Racevskis’s excitingly fresh interpretation of Racine’s secular tragedies focuses on their “liminary esthetics”—that is, their exploration of “identity in suspension. . . . the human predicament of being caught in between states of being” (15). Drawing insights from Derrida, Nietzsche, and especially Heidegger, the author identifies a “poetics of the threshold” in Racine’s plays and convincingly argues that the tragedies’ distinctive quality lies in their illumination of the psychological anguish of characters self-consciously poised between past and future, action and inaction, subjection and sovereignty, life and death.

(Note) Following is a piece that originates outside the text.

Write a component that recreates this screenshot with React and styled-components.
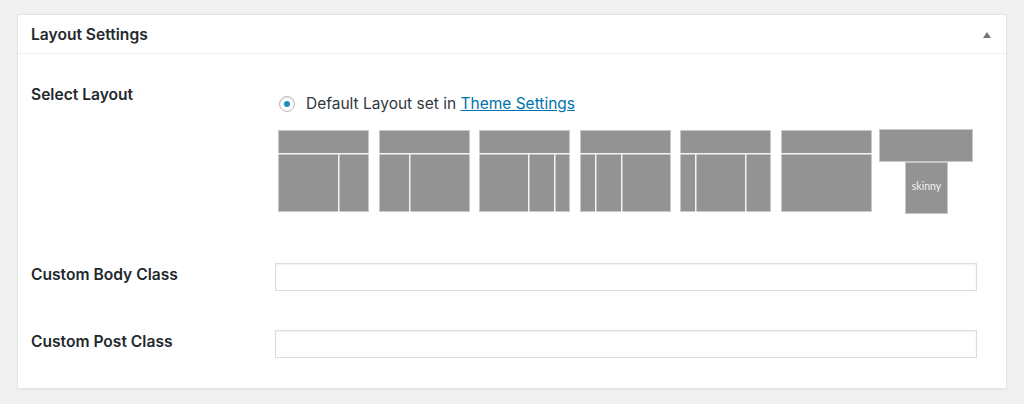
import React from 'react'
import styled, { createGlobalStyle } from 'styled-components'

const GlobalStyle = createGlobalStyle`
  body {
    margin: 0;
    background: #f1f1f1;
    font-family: Inter, "Liberation Sans", Arial, sans-serif;
    color: #23282d;
  }
`

const Page = styled.div`
  padding: 14px 17px 20px 17px;
`

const Panel = styled.div`
  width: 988px;
  background: #fff;
  border: 1px solid #e5e5e5;
  box-shadow: 0 1px 1px rgba(0, 0, 0, 0.04);
`

const Header = styled.div`
  box-sizing: border-box;
  height: 39px;
  display: flex;
  align-items: center;
  justify-content: space-between;
  padding: 2px 15px 0 13px;
  border-bottom: 1px solid #eee;
`

const Title = styled.h2`
  margin: 0;
  font-size: 15.6px;
  font-weight: 600;
  line-height: 20px;
`

const Toggle = styled.span`
  width: 0;
  height: 0;
  border-left: 4px solid transparent;
  border-right: 4px solid transparent;
  border-bottom: 6px solid #72777c;
`

const Body = styled.div`
  padding: 0 30px 30px 13px;
`

const Row = styled.div`
  display: grid;
  grid-template-columns: 244px 1fr;
  align-items: start;
  margin-top: ${ p => p.$top }px;
`

const Label = styled.div`
  font-size: 15.6px;
  font-weight: 600;
  line-height: 20px;
  padding-top: ${ p => p.$pad }px;
`

const Choices = styled.div`
  padding: 40px 0 0 3px;
`

const RadioLine = styled.label`
  display: flex;
  align-items: center;
  gap: 11px;
  font-size: 15.5px;
  line-height: 20px;
  color: #32373c;
`

const Radio = styled.span`
  width: 14px;
  height: 14px;
  margin-left: 1px;
  border: 1px solid #b4b9be;
  border-radius: 50%;
  box-shadow: inset 0 1px 2px rgba(0, 0, 0, 0.1);
  display: flex;
  align-items: center;
  justify-content: center;

  &::after {
    content: '';
    width: 6px;
    height: 6px;
    border-radius: 50%;
    background: #1e8cbe;
  }
`

const Link = styled.a`
  color: #0073aa;
  text-decoration: underline;
`

const Thumbs = styled.div`
  display: flex;
  align-items: flex-start;
  gap: 9.6px;
  margin-top: 16px;
`

const Skinny = styled.svg`
  margin: -1px 0 0 -3px;
`

const Input = styled.input`
  box-sizing: border-box;
  width: 702px;
  height: 28px;
  margin: 0;
  border: 1px solid #ddd;
  box-shadow: inset 0 1px 2px rgba(0, 0, 0, 0.07);
  background: #fff;
`

const GREY = '#939393'
const EDGE = '#c8c8c8'

const layouts = [
  [60],
  [30],
  [49, 75],
  [15, 41],
  [15, 65],
  [],
]

const Thumb = ({ cols }) => (
  <svg width="91" height="82" viewBox="0 0 91 82">
    <rect x="0.5" y="0.5" width="90" height="81" fill={ GREY } stroke={ EDGE } />
    <rect x="0" y="23" width="91" height="1.5" fill="#f4f4f4" />
    { cols.map(c => (
      <rect key={ c } x={ c } y="24" width="1.5" height="58" fill="#f4f4f4" />
    )) }
  </svg>
)

const SkinnyThumb = () => (
  <Skinny width="95" height="85" viewBox="0 0 95 85">
    <rect x="0.5" y="0.5" width="93" height="32" fill={ GREY } stroke={ EDGE } />
    <rect x="26.5" y="33.5" width="42" height="51" fill={ GREY } stroke={ EDGE } />
    <text x="47.5" y="61" textAnchor="middle" fill="#f2f2f2" fontSize="10.5" fontFamily="Lato, sans-serif">skinny</text>
  </Skinny>
)

const App = () => {
  return (
    <Page>
      <GlobalStyle />
      <Panel>
        <Header>
          <Title>Layout Settings</Title>
          <Toggle />
        </Header>
        <Body>
          <Row $top={ 0 }>
            <Label $pad={ 31 }>Select Layout</Label>
            <Choices>
              <RadioLine>
                <Radio />
                <span>Default Layout set in <Link href="#">Theme Settings</Link></span>
              </RadioLine>
              <Thumbs>
                { layouts.map((cols, i) => <Thumb key={ i } cols={ cols } />) }
                <SkinnyThumb />
              </Thumbs>
            </Choices>
          </Row>
          <Row $top={ 49 }>
            <Label $pad={ 2 }>Custom Body Class</Label>
            <Input type="text" />
          </Row>
          <Row $top={ 39 }>
            <Label $pad={ 2 }>Custom Post Class</Label>
            <Input type="text" />
          </Row>
        </Body>
      </Panel>
    </Page>
  )
}

export default App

The book’s nine short chapters analyze Racine’s nine secular tragedies from La Thébaïde to Phèdre, examining their dramatization of characters poised at the thresholds of power, love, and existence itself. These thought-provoking readings exemplify Racevskis’s call for a flexible approach to Racine’s work that recognizes each play’s singularity while exploring their shared engagement with the problem of liminality. Among the book’s rich and varied discussions, Chapter 3’s exploration of “temporal construction” in Andromaque is one of the stand-outs. Here, Racevskis breaks from traditional interpretations emphasizing the way characters are haunted by the past and shifts his focus, subtly but crucially, to how they express the “paltriness of the present” (81) and the “radical ambiguity of the future” (90). In addition to teasing out Andromaque’s complex temporal structure, this reading brilliantly analyzes how the play imparts feelings of terrifying uncertainty to its spectators. Indeed, throughout the book, Racevskis makes the case that “in-betweenness” not only serves as a major fictional theme but also generates the plays’ emotional effect on audiences. For example, he usefully compares La Thébaïde with Rodogune to illustrate, by way of contrast with Corneille’s depiction of power’s dangers, how Racine derives terror from its revelation of the throne as an unresolved void. Other readings elegantly synthesize analyses of Racine’s poetic language with attention to the plays’ inscription of dramatic space, time, and movement; this is especially true for the chapters devoted to Britannicus and Bérénice, which demonstrate how the idea of the threshold permeates all aspects of Racine’s dramaturgy up to and including set design.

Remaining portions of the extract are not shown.